Throughout the first five hearings, the committee drew a striking road map of the elements of Trump's potential crimes. To us, it brought to mind the famous Watergate "road map" that laid out the Nixon administration's transgressions.
Then came the John Dean of these hearings, 26-year old former White House aide, Cassidy Hutchinson. Her blockbuster testimony in the sixth hearing and the evidence that followed in the seventh introduced a new element to the allegations of conspiracy and obstruction: violent intent.
Hutchinson provided context for Trump's state of mind on January 6, testifying that he wanted to allow armed attendees at his rally at the Ellipse to bypass security and requested that rhetoric calling for supporters to march to the Capitol and effectively fight for Trump be included in his draft speech.
The seventh hearing deepened this story of Trump's violent intent, explaining its origins in a December 18 Oval Office meeting with his most extreme supporters followed by the now-notorious December 19 "will be wild" tweet, which acted as a "siren" setting us on the path to the conflagration that was January 6.
That brings us to what we can expect from Tuesday's hearing: Trump's state of mind when the violence was consummated: the 187 minutes before he responded to the events at the Capitol. We can expect to hear about the way he targeted Pence that day and his negligent inaction while the mob made its way inside the Capitol.
We may also hear more about the member of the White House support staff whom Trump tried to contact, and from Sarah Matthews, a former White House deputy press secretary. They and other witnesses can shed further light on Trump's state of mind and his refusal to call to stop the violence for several hours, despite numerous Trump allies urging him to do so.
This will build on existing evidence that Trump violated the federal criminal prohibitions on conspiring to defraud the United States and to obstruct Congress by further filling in the intent piece.
Then, it will be in the hands of prosecutors to follow the road map of proof that the committee has laid out—including Fulton County District Attorney Fani Willis. Her special grand jury investigation was already moving along, and these hearings have surely advanced it by repeatedly citing proof of Trump's interactions with Georgia election officials.

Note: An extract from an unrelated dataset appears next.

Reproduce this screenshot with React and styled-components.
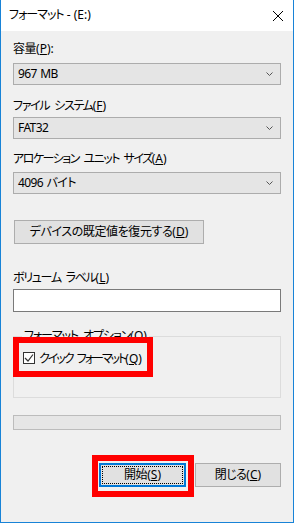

While that will be largely out of the committee's hands, any additional hearings they have and their final report can certainly put a finer point on the superb work they have already done building the foundation for prosecutions. That can take the form of crystallizing the roadmap, compiling the evidence and getting it on paper, or even taking steps to issue a formal analysis of state and federal crimes or a criminal referral.

There's one other thing the committee should do both with the eighth hearing and its work to follow. That is to point out that, in a sense, the conspiracy they have ably articulated has not ended.

The mob dispersed on January 6 and Trump left the White House, but he and his enablers continue to push the outrageous lie that the 2020 election was stolen. There are over 100 Trump adherents running for federal and state office, over 200 pieces of legislation based on the election fraud lie and the Supreme Court is set to take up a case that could allow state legislators to do the kinds of things that Trump and his allies sought. With all of this, we face not only a constitutional crisis, but also an existential one.

The good news is that a bipartisan coalition came together to beat back Trump's conspiracy in 2020, and we can do it again. It's important for the committee to analyze and galvanize this effort. Thankfully, they've already begun talking about the ongoing crisis. If they bring the same energy and excellence to expanding on this problem and its solutions as they have to their work thus far, that will be another important contribution. We hope to see it.